OBJECTIVE: Repeat each entry word for word. Leave any images out of the copy.

╭─ ENTRIES

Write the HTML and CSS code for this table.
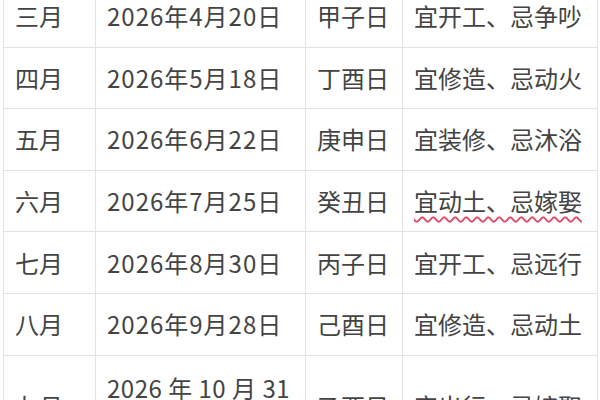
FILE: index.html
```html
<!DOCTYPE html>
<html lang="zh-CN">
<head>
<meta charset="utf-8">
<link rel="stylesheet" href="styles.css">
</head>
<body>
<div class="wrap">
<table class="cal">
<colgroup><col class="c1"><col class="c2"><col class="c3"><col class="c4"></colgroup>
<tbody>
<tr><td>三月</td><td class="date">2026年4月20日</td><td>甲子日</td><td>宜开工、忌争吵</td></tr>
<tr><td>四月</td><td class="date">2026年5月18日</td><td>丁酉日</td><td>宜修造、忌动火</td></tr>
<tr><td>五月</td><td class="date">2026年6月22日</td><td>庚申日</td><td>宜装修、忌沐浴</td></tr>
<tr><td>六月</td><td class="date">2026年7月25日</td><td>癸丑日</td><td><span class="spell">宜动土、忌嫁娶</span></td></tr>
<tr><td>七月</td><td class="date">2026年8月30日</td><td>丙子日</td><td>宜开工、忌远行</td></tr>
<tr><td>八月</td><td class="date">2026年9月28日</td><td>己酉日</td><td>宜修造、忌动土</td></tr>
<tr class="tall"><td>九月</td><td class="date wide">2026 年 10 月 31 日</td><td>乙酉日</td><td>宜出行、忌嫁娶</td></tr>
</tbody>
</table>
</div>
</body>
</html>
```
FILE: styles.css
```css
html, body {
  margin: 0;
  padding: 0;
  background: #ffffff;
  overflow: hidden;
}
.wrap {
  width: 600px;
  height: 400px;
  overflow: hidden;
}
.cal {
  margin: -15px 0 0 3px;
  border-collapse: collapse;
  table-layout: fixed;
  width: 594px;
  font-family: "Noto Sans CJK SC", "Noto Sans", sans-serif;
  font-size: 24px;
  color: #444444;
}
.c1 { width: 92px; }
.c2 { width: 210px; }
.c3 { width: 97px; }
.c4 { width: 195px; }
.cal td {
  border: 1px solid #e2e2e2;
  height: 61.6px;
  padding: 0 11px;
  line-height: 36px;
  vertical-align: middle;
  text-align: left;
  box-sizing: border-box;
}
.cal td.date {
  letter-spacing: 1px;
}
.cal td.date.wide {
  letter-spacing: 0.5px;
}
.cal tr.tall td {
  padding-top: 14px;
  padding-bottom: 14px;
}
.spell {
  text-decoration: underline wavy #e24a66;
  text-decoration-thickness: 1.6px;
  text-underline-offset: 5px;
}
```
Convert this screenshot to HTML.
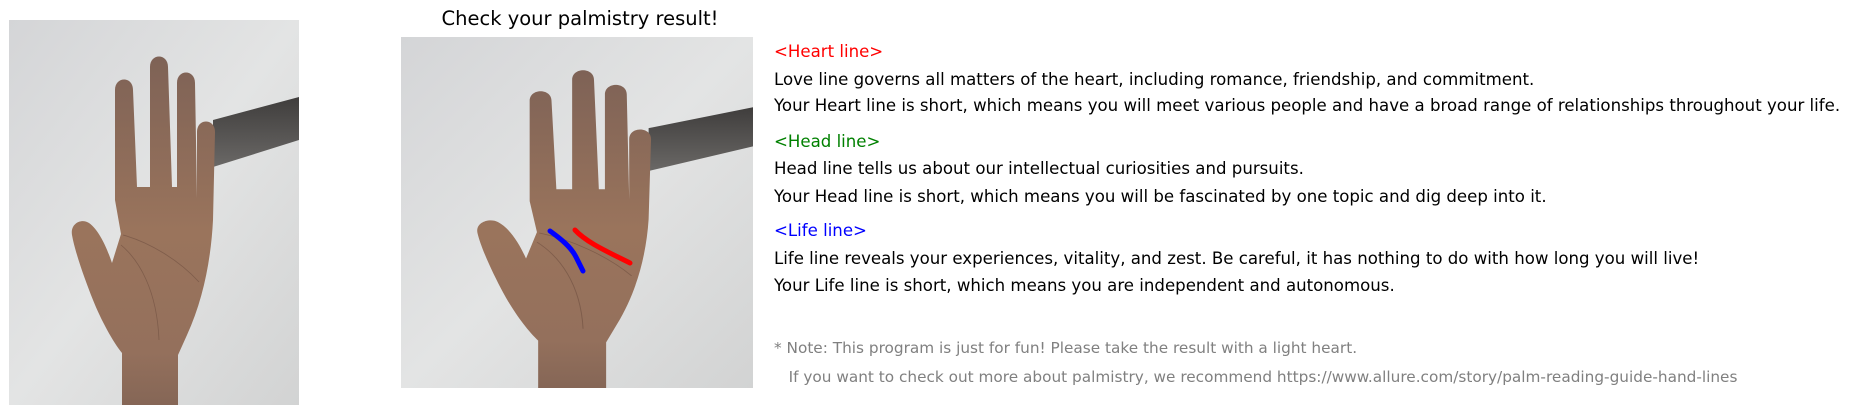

╰─

FINAL ANSWER:
Write the HTML and CSS code for this table.
FILE: index.html
```html
<!DOCTYPE html>
<html lang="zh-CN">
<head>
<meta charset="utf-8">
<link rel="stylesheet" href="styles.css">
</head>
<body>
<div class="wrap">
<table class="cal">
<colgroup><col class="c1"><col class="c2"><col class="c3"><col class="c4"></colgroup>
<tbody>
<tr><td>三月</td><td class="date">2026年4月20日</td><td>甲子日</td><td>宜开工、忌争吵</td></tr>
<tr><td>四月</td><td class="date">2026年5月18日</td><td>丁酉日</td><td>宜修造、忌动火</td></tr>
<tr><td>五月</td><td class="date">2026年6月22日</td><td>庚申日</td><td>宜装修、忌沐浴</td></tr>
<tr><td>六月</td><td class="date">2026年7月25日</td><td>癸丑日</td><td><span class="spell">宜动土、忌嫁娶</span></td></tr>
<tr><td>七月</td><td class="date">2026年8月30日</td><td>丙子日</td><td>宜开工、忌远行</td></tr>
<tr><td>八月</td><td class="date">2026年9月28日</td><td>己酉日</td><td>宜修造、忌动土</td></tr>
<tr class="tall"><td>九月</td><td class="date wide">2026 年 10 月 31 日</td><td>乙酉日</td><td>宜出行、忌嫁娶</td></tr>
</tbody>
</table>
</div>
</body>
</html>
```
FILE: styles.css
```css
html, body {
  margin: 0;
  padding: 0;
  background: #ffffff;
  overflow: hidden;
}
.wrap {
  width: 600px;
  height: 400px;
  overflow: hidden;
}
.cal {
  margin: -15px 0 0 3px;
  border-collapse: collapse;
  table-layout: fixed;
  width: 594px;
  font-family: "Noto Sans CJK SC", "Noto Sans", sans-serif;
  font-size: 24px;
  color: #444444;
}
.c1 { width: 92px; }
.c2 { width: 210px; }
.c3 { width: 97px; }
.c4 { width: 195px; }
.cal td {
  border: 1px solid #e2e2e2;
  height: 61.6px;
  padding: 0 11px;
  line-height: 36px;
  vertical-align: middle;
  text-align: left;
  box-sizing: border-box;
}
.cal td.date {
  letter-spacing: 1px;
}
.cal td.date.wide {
  letter-spacing: 0.5px;
}
.cal tr.tall td {
  padding-top: 14px;
  padding-bottom: 14px;
}
.spell {
  text-decoration: underline wavy #e24a66;
  text-decoration-thickness: 1.6px;
  text-underline-offset: 5px;
}
```
Convert this screenshot to HTML.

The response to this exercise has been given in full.